Sekarang yang menjadi pertanyaan mengapa riya, sum’a, ujub dan takabur melahap habis amal seseorang ? Inilah berhala-berhala yang bersarang didalam hati seseorang, karena setiap peribadatannya dipersembahkan untuk berhala-berhala ini, bukan untuk Allah SWT semata.

Hadrat Syaikh Muhammad Bahaudin Syah Naqsyaband berkata : ‘Hamba-hamba Allah tidak pernah merasa bangga dengan apa yang mereka lakukan, mereka melakukannya hanya karena cinta kepada Allah SWT. Seperti doa Rabi’ah al-‘Adawiyyah, yang tidak mencari Surga dan tidak pula karena takut akan siksa atas peribadatannya, melainkan hanya untuk Allah semata. Jika ibadahmu untuk menyelamatkan dirimu sendiri atau untuk mendapat balasan tertentu bagi dirimu sendiri, maka itu adalah syirik yang tersembunyi, karena engkau telah menyekutukan Allah baik dengan pahala maupun azab. Beliau juga berkata : ‘Adanya hubungan antara hatimu dengan sesuatu selain Allah adalah hijab terbesar bagi seorang pencari.’
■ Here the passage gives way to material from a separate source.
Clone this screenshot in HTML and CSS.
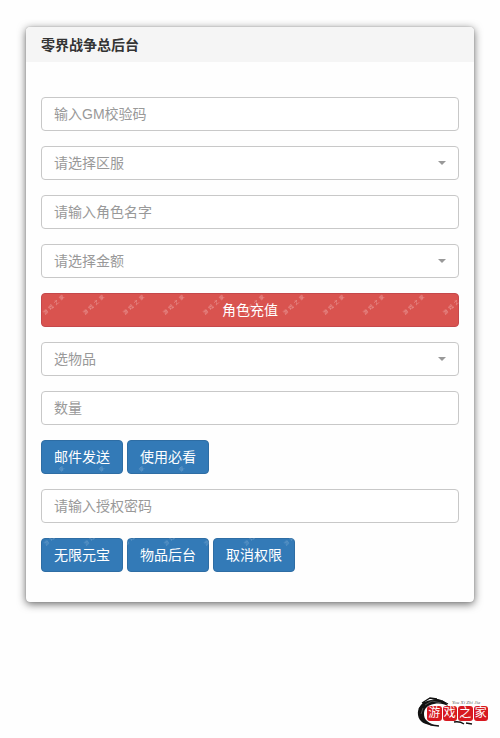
FILE: index.html
```
<!DOCTYPE html>
<html lang="zh-CN">
<head>
<meta charset="UTF-8">
<meta name="viewport" content="width=device-width, initial-scale=1.0">
<title>零界战争总后台</title>
<link rel="stylesheet" href="styles.css">
</head>
<body>

<div class="panel">
    <div class="panel-heading">零界战争总后台</div>
    <form class="panel-body">
        <input type="text" class="form-control" placeholder="输入GM校验码">
        <button type="button" class="form-control select">请选择区服<span class="caret"></span></button>
        <input type="text" class="form-control" placeholder="请输入角色名字">
        <button type="button" class="form-control select">请选择金额<span class="caret"></span></button>
        <button type="button" class="btn btn-danger">角色充值</button>
        <button type="button" class="form-control select">选物品<span class="caret"></span></button>
        <input type="text" class="form-control" placeholder="数量">
        <div class="btn-row">
            <button type="button" class="btn btn-primary">邮件发送</button>
            <button type="button" class="btn btn-primary">使用必看</button>
        </div>
        <input type="text" class="form-control" placeholder="请输入授权密码">
        <div class="btn-row">
            <button type="button" class="btn btn-primary">无限元宝</button>
            <button type="button" class="btn btn-primary">物品后台</button>
            <button type="button" class="btn btn-primary">取消权限</button>
        </div>
    </form>
</div>

<!-- watermark over the buttons -->
<svg class="watermark" width="500" height="738" viewBox="0 0 500 738">
    <defs>
        <pattern id="mark" width="40" height="34" patternUnits="userSpaceOnUse" x="41" y="293">
            <text class="mark-text" transform="translate(4 22) rotate(-42)">游戏之家</text>
        </pattern>
        <pattern id="mark-end" width="40" height="9" patternUnits="userSpaceOnUse" x="41" y="465">
            <text class="mark-text" transform="translate(20 7) rotate(-42)">家</text>
        </pattern>
        <pattern id="mark-start" width="40" height="9" patternUnits="userSpaceOnUse" x="41" y="538">
            <text class="mark-text" transform="translate(5 8) rotate(-42)">游戏</text>
        </pattern>
    </defs>
    <rect x="41" y="293" width="418" height="34" fill="url(#mark)"/>
    <rect x="41" y="465" width="168" height="9" fill="url(#mark-end)" opacity=".7"/>
    <rect x="41" y="538" width="254" height="9" fill="url(#mark-start)" opacity=".6"/>
</svg>

<div class="logo">
    <svg class="logo-ink" width="62" height="34" viewBox="0 0 62 34">
        <path d="M31 9C27 2 20 1 14 3C5 4 0 11 1 18C2 25 8 28 17 28C10 25 7 22 7 17C7 11 11 8 17 7C23 6 27 7 31 9Z" fill="#111"/>
        <path d="M5 6L13 1L20 2M2 12L8 5M25 4L31 7M6 24L14 28L22 29M37 25Q43 24 47 27M49 26L55 27" fill="none" stroke="#111" stroke-width="1.3"/>
        <path d="M8 8L15 4L24 6M4 17L6 11" fill="none" stroke="#777" stroke-width=".6"/>
    </svg>
    <span class="logo-small">You Xi Zhi Jia</span>
    <div class="logo-name"><span>游</span><span>戏</span><span>之</span><span>家</span></div>
</div>

</body>
</html>
```
FILE: styles.css
```
* {
  box-sizing: border-box;
}

body {
  margin: 0;
  padding: 27px 26px 0;
  height: 738px;
  position: relative;
  overflow: hidden;
  background: #fefefe;
  color: #333;
  font-family: "Liberation Sans", "Noto Sans CJK SC", sans-serif;
  font-size: 14px;
  line-height: 20px;
}

.panel {
  height: 575px;
  border-radius: 4px;
  background: #fefefe;
  box-shadow: 0 0 1px #777, 0 2px 9px #666;
}

.panel-heading {
  height: 35px;
  padding: 8px 15px;
  border-radius: 4px 4px 0 0;
  background: #f5f5f5;
  font-weight: bold;
}

.panel-body {
  display: flex;
  flex-direction: column;
  gap: 15px;
  padding: 35px 15px 0;
}

.form-control {
  width: 100%;
  height: 34px;
  padding: 6px 12px;
  border: 1px solid #c8c8c8;
  border-radius: 4px;
  background: #fff;
  color: #999;
  font: inherit;
}

.form-control::placeholder {
  color: #999;
  opacity: 1;
}

.select {
  display: flex;
  align-items: center;
  justify-content: space-between;
  text-align: left;
}

.caret {
  border-top: 4px solid #999;
  border-left: 4px solid transparent;
  border-right: 4px solid transparent;
}

.btn {
  height: 34px;
  padding: 6px 12px;
  border: 1px solid;
  border-radius: 4px;
  color: #fff;
  font: inherit;
}

.btn-danger {
  background: #d9534f;
  border-color: #c5484b;
}

.btn-primary {
  background: #337ab7;
  border-color: #2e6da4;
}

.btn-row {
  display: flex;
  gap: 4px;
}

.watermark {
  position: absolute;
  left: 0;
  top: 0;
  pointer-events: none;
}

.mark-text {
  fill: #fff;
  fill-opacity: .42;
  font-size: 5px;
  letter-spacing: 2.2px;
}

/* site logo in the bottom corner */
.logo {
  position: absolute;
  left: 417px;
  top: 697px;
  width: 74px;
  height: 34px;
}

.logo-ink {
  display: block;
}

.logo-small {
  position: absolute;
  left: 35px;
  top: 2px;
  color: #666;
  font: italic 5px/7px "Liberation Serif", serif;
  white-space: nowrap;
}

.logo-name {
  position: absolute;
  left: 10px;
  top: 9px;
  display: flex;
  gap: 1px;
}

.logo-name span {
  width: 14.5px;
  height: 15px;
  border-radius: 3px;
  background: #d71920;
  color: #fff;
  font-size: 12px;
  line-height: 14px;
  text-align: center;
}
```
Syaikh Abul-Hasan asy-Syadzili,ra., pernah ditanya oleh Gurunya : ‘Wahai anakku, dengan apa engkau akan bertemu Tuhanmu?’ Beliau berkata : ‘Aku datang kepada-Nya dengan kemiskinanku.’ Gurunya menjawab : ‘Wahai anakku, ini adalah berhala terbesar, karena engkau masih mendatangi-Nya dengan sesuatu. Bebaskan dirimu terhadap segala sesuatu baru kemudian engkau datang kepada-Nya.’ Banyak orang yang mendalami agama melalui pendidikan formal memegang teguh pada perbuatan mereka, atas dasar pahala dan azab. Jika mereka berbuat baik, mereka akan mendapat balasan berupa kebaikan dan sebaliknya bila mereka berbuat buruk mereka menemukan keburukan, lalu mereka bergantung pada amal perbuatannya itu. Bagi para pejalan (salik), hal tersebut merupakan syirik khofi (yang tersembunyi), karena telah menyekutukan Allah dengan amalnya. Walaupun melakukan perbuatan baik dan meninggalkan perbuatan buruk itu adalah suatu kewajiban, akan tetapi hati tidak boleh condong karenanya. Perbuatan itu hanya dilakukan karena Allah semata tanpa pamrih apa pun.